Many have been critical of Shanahan's conditioning test for Haynesworth. But seeing how his knee flared up this weekend, does't that just prove that the coach was right? He even said the fact that Albert's knee hasn't held up shows something about his conditioning. Not that being here this summer would have prevented - but perhaps it would have given him more of a chance not to have the injury occur by having run through countless drills/etc. to better condition it.
Okay -- maybe I'm not done! Would like to address this issue. It is comon practice among NFL teams to put their players who do not participate in facility-run offseason programs to undergo conditioning tests when they report. Now, those players don't train at the facility for different reasons -- some like to train in a posse (like the Miami U guys), some are holding out, some have been hurt. There are now those who are saying that the ongoing tests are punitive, making Haynesworth some sort of sympathetic figure, and in my mind, nothing could be further from the truth. Shanahan has an obligation to the team that employs him to make sure that all his players are in what he (and his training staff) deems to be football shape before they hit the field.

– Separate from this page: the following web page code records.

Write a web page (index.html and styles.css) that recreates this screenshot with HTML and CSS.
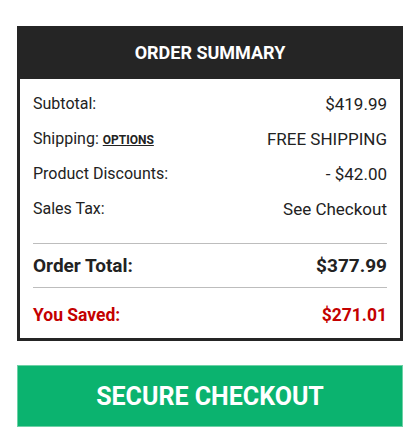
FILE: index.html
```html
<!DOCTYPE html>
<html lang="en">
<head>
    <meta charset="UTF-8">
    <meta name="viewport" content="width=device-width, initial-scale=1.0">
    <title>Order Summary</title>
    <link rel="stylesheet" href="styles.css">
</head>
<body>
    <div class="wrap">
        <!-- Summary card -->
        <div class="summary">
            <div class="summary-head">ORDER SUMMARY</div>
            <div class="summary-body">
                <div class="row">
                    <span class="label">Subtotal:</span>
                    <span class="value">$419.99</span>
                </div>
                <div class="row">
                    <span class="label">Shipping: <a href="#" class="options">OPTIONS</a></span>
                    <span class="value">FREE SHIPPING</span>
                </div>
                <div class="row">
                    <span class="label">Product Discounts:</span>
                    <span class="value">- $42.00</span>
                </div>
                <div class="row">
                    <span class="label">Sales Tax:</span>
                    <span class="value">See Checkout</span>
                </div>

                <div class="row total">
                    <span>Order Total:</span>
                    <span>$377.99</span>
                </div>
                <div class="row saved">
                    <span>You Saved:</span>
                    <span>$271.01</span>
                </div>
            </div>
        </div>

        <button class="checkout">SECURE CHECKOUT</button>
    </div>
</body>
</html>
```

FILE: styles.css
```css
/* Global */
* {
    margin: 0;
    padding: 0;
    box-sizing: border-box;
}
body {
    font-family: Roboto, 'Liberation Sans', sans-serif;
    background: #fff;
    color: #222;
}

.wrap {
    padding: 26px 16px 0 17px;
}

/* Summary card */
.summary {
    border: 3px solid #252525;
}
.summary-head {
    background: #252525;
    color: #fff;
    font-size: 18px;
    font-weight: 700;
    text-align: center;
    height: 50px;
    line-height: 47px;
}
.summary-body {
    padding: 7px 13px 3px;
}

.row {
    display: flex;
    justify-content: space-between;
    align-items: center;
    height: 35px;
}
.label {
    font-size: 16px;
}
.value {
    font-size: 17px;
}
.options {
    color: #222;
    font-size: 12px;
    font-weight: 700;
    text-decoration: underline;
}

.total {
    margin-top: 17px;
    border-top: 1px solid #bdbdbd;
    border-bottom: 1px solid #bdbdbd;
    height: 45px;
    font-size: 19px;
    font-weight: 700;
}
.saved {
    height: 47px;
    padding-top: 6px;
    font-size: 17.5px;
    font-weight: 700;
    color: #c40000;
}

/* Button */
.checkout {
    display: block;
    width: 100%;
    height: 62px;
    margin-top: 24px;
    background: #0bb36f;
    border: 1px solid #6dd1a6;
    color: #fff;
    font-family: Roboto, 'Liberation Sans', sans-serif;
    font-size: 25px;
    font-weight: 700;
    cursor: pointer;
}
```
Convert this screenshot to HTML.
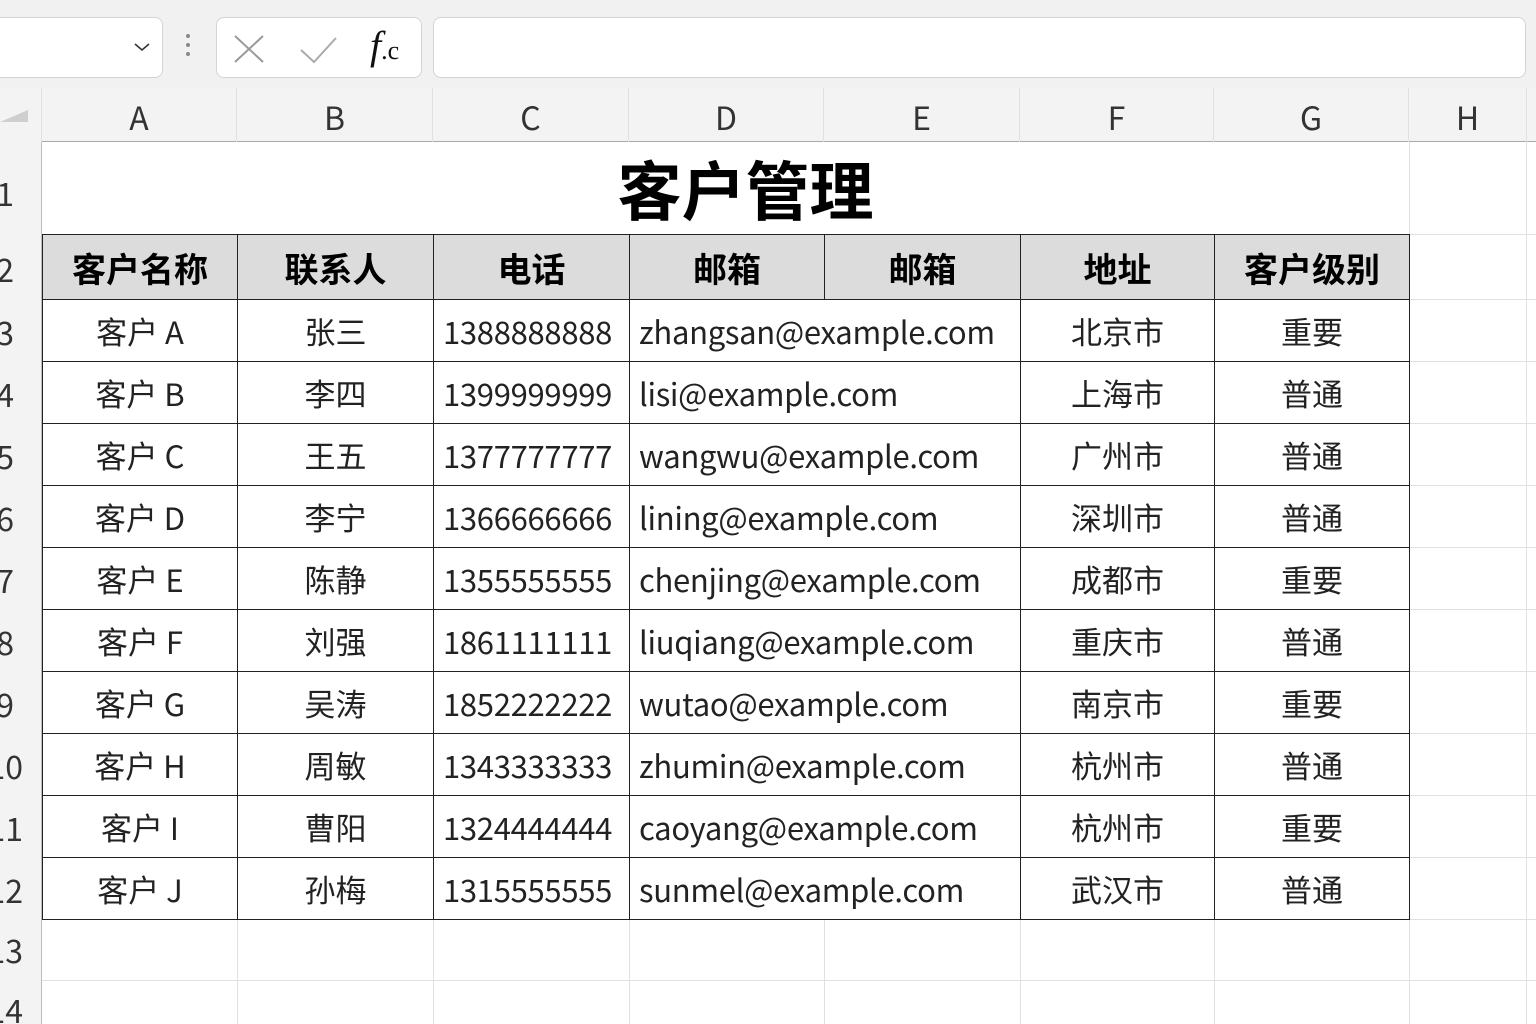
<!DOCTYPE html>
<html><head><meta charset="utf-8"><style>
*{margin:0;padding:0;box-sizing:border-box}
body{width:1536px;height:1024px;overflow:hidden;background:#fff;position:relative;font-family:"Noto Sans CJK SC","Liberation Sans",sans-serif;color:#222}
.top{position:absolute;left:0;top:0;width:1536px;height:88px;background:#f1f1f1}
.box{position:absolute;background:#fff;border:1px solid #d4d4d4;border-radius:8px}
.colh{position:absolute;top:88px;height:54px;background:#f3f3f3;border-bottom:1px solid #a8a8a8}
.colh div{position:absolute;top:0;height:54px;border-right:1px solid #e0e0e0;text-align:center;line-height:58px;font-size:32px;color:#333}
.rowh{position:absolute;left:0;top:142px;width:42px;height:882px;background:#f3f3f3;border-right:1px solid #bdbdbd;overflow:hidden}
.rn{position:absolute;right:27px;font-size:32px;color:#333;text-align:right}
.gv{position:absolute;width:1px;background:#e0e0e0}
.gh{position:absolute;height:1px;background:#e0e0e0}
table{position:absolute;left:42px;top:234px;border-collapse:collapse;table-layout:fixed}
td{border:1px solid #222;height:62px;font-size:31px;text-align:center;white-space:nowrap;overflow:hidden;padding:0}
tr.h td{height:65px;background:#dcdcdc;font-weight:bold;font-size:34px;color:#000}
td.l{text-align:left;padding-left:9px;letter-spacing:-0.3px}
</style></head><body>
<div class="top"></div>
<div class="box" style="left:-10px;top:17px;width:173px;height:61px"></div>
<svg style="position:absolute;left:134px;top:42px" width="16" height="10"><path d="M1 2 L8 8 L15 2" stroke="#333" stroke-width="1.6" fill="none"/></svg>
<div style="position:absolute;left:186px;top:34px;width:4px;height:4px;border-radius:2px;background:#888"></div>
<div style="position:absolute;left:186px;top:43px;width:4px;height:4px;border-radius:2px;background:#888"></div>
<div style="position:absolute;left:186px;top:52px;width:4px;height:4px;border-radius:2px;background:#888"></div>
<div class="box" style="left:216px;top:17px;width:206px;height:61px"></div>
<svg style="position:absolute;left:233px;top:34px" width="32" height="30"><path d="M2 2 L30 28 M30 2 L2 28" stroke="#999" stroke-width="2" fill="none"/></svg>
<svg style="position:absolute;left:299px;top:36px" width="40" height="28"><path d="M2 14 L15 26 L37 2" stroke="#aaa" stroke-width="2" fill="none"/></svg>
<div style="position:absolute;left:370px;top:22px;font-family:'Liberation Serif',serif;font-style:italic;font-size:40px;color:#111">f<span style="font-style:normal;font-size:26px">.c</span></div>
<div class="box" style="left:433px;top:17px;width:1093px;height:61px"></div>

<div class="colh" style="left:0;width:1536px">
<div style="left:0;width:42px;background:#f3f3f3"><svg style="position:absolute;left:0;top:22px" width="30" height="12"><path d="M0 12 L28 12 L28 0 Z" fill="#cfcfcf"/></svg></div>
<div style="left:42px;width:195px">A</div><div style="left:237px;width:196px">B</div><div style="left:433px;width:196px">C</div><div style="left:629px;width:195px">D</div><div style="left:824px;width:196px">E</div><div style="left:1020px;width:194px">F</div><div style="left:1214px;width:195px">G</div><div style="left:1409px;width:118px">H</div>
</div>
<div class="rowh">
<div class="rn" style="top:28px">1</div><div class="rn" style="top:104px">2</div><div class="rn" style="top:167px">3</div><div class="rn" style="top:229px">4</div><div class="rn" style="top:291px">5</div><div class="rn" style="top:353px">6</div><div class="rn" style="top:415px">7</div><div class="rn" style="top:477px">8</div><div class="rn" style="top:539px">9</div><div class="rn" style="top:601px;right:18px">10</div><div class="rn" style="top:663px;right:18px">11</div><div class="rn" style="top:725px;right:18px">12</div><div class="rn" style="top:785px;right:18px">13</div><div class="rn" style="top:845px;right:18px">14</div>
</div>
<div class="gh" style="left:42px;top:980px;width:1494px"></div>
<div class="gh" style="left:1409px;top:234px;width:127px"></div>
<div class="gh" style="left:1409px;top:299px;width:127px"></div>
<div class="gh" style="left:1409px;top:361px;width:127px"></div><div class="gh" style="left:1409px;top:423px;width:127px"></div><div class="gh" style="left:1409px;top:485px;width:127px"></div><div class="gh" style="left:1409px;top:547px;width:127px"></div><div class="gh" style="left:1409px;top:609px;width:127px"></div><div class="gh" style="left:1409px;top:671px;width:127px"></div><div class="gh" style="left:1409px;top:733px;width:127px"></div><div class="gh" style="left:1409px;top:795px;width:127px"></div><div class="gh" style="left:1409px;top:857px;width:127px"></div><div class="gh" style="left:1409px;top:919px;width:127px"></div>
<div class="gv" style="left:1409px;top:142px;height:882px"></div>
<div class="gv" style="left:1526px;top:142px;height:882px"></div>
<div class="gv" style="left:237px;top:919px;height:105px"></div><div class="gv" style="left:433px;top:919px;height:105px"></div><div class="gv" style="left:629px;top:919px;height:105px"></div><div class="gv" style="left:824px;top:919px;height:105px"></div><div class="gv" style="left:1020px;top:919px;height:105px"></div><div class="gv" style="left:1214px;top:919px;height:105px"></div>
<div style="position:absolute;left:42px;top:142px;width:1367px;height:92px;text-align:center;font-weight:bold;font-size:64px;line-height:92px;color:#000;padding-left:40px">客户管理</div>
<table>
<colgroup><col style="width:195px"><col style="width:196px"><col style="width:196px"><col style="width:195px"><col style="width:196px"><col style="width:194px"><col style="width:195px"></colgroup>
<tr class="h"><td>客户名称</td><td>联系人</td><td>电话</td><td>邮箱</td><td>邮箱</td><td>地址</td><td>客户级别</td></tr>
<tr><td>客户 A</td><td>张三</td><td class="l">1388888888</td><td class="l" colspan="2">zhangsan@example.com</td><td>北京市</td><td>重要</td></tr>
<tr><td>客户 B</td><td>李四</td><td class="l">1399999999</td><td class="l" colspan="2">lisi@example.com</td><td>上海市</td><td>普通</td></tr>
<tr><td>客户 C</td><td>王五</td><td class="l">1377777777</td><td class="l" colspan="2">wangwu@example.com</td><td>广州市</td><td>普通</td></tr>
<tr><td>客户 D</td><td>李宁</td><td class="l">1366666666</td><td class="l" colspan="2">lining@example.com</td><td>深圳市</td><td>普通</td></tr>
<tr><td>客户 E</td><td>陈静</td><td class="l">1355555555</td><td class="l" colspan="2">chenjing@example.com</td><td>成都市</td><td>重要</td></tr>
<tr><td>客户 F</td><td>刘强</td><td class="l">1861111111</td><td class="l" colspan="2">liuqiang@example.com</td><td>重庆市</td><td>普通</td></tr>
<tr><td>客户 G</td><td>吴涛</td><td class="l">1852222222</td><td class="l" colspan="2">wutao@example.com</td><td>南京市</td><td>重要</td></tr>
<tr><td>客户 H</td><td>周敏</td><td class="l">1343333333</td><td class="l" colspan="2">zhumin@example.com</td><td>杭州市</td><td>普通</td></tr>
<tr><td>客户 I</td><td>曹阳</td><td class="l">1324444444</td><td class="l" colspan="2">caoyang@example.com</td><td>杭州市</td><td>重要</td></tr>
<tr><td>客户 J</td><td>孙梅</td><td class="l">1315555555</td><td class="l" colspan="2">sunmel@example.com</td><td>武汉市</td><td>普通</td></tr>
</table>
</body></html>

The forecast from FO for the 'Skins this season is good in terms of the number of wins. But the longterm forecast, not so good. Can you elaborate? My contention is that even with Snyder out of the way, it's still 'Skins business as usual since he wants a big-name coach, and such a coach is usually on the elder side, meaning he probably wants a championships NOW and will be willing to mortgage the future by exchanging young players for vets. Is this FO's argument? I'm hoping Shanahan will keep his son in mind since supposedly he plans to hand off this team to his boy. Wouldn't be a good idea to give him a team with aging vets.
There's still a potential disconnect whe it comes to building through the draft. As much as Cerrato was rightly slammed for not knowing how to do it, Shanahan and Allen have each had their stints running personnel in the NFL where they favored free agents to long-term team development to the detriment of the franchise. Hopefully, the new Redskins are smarter than that.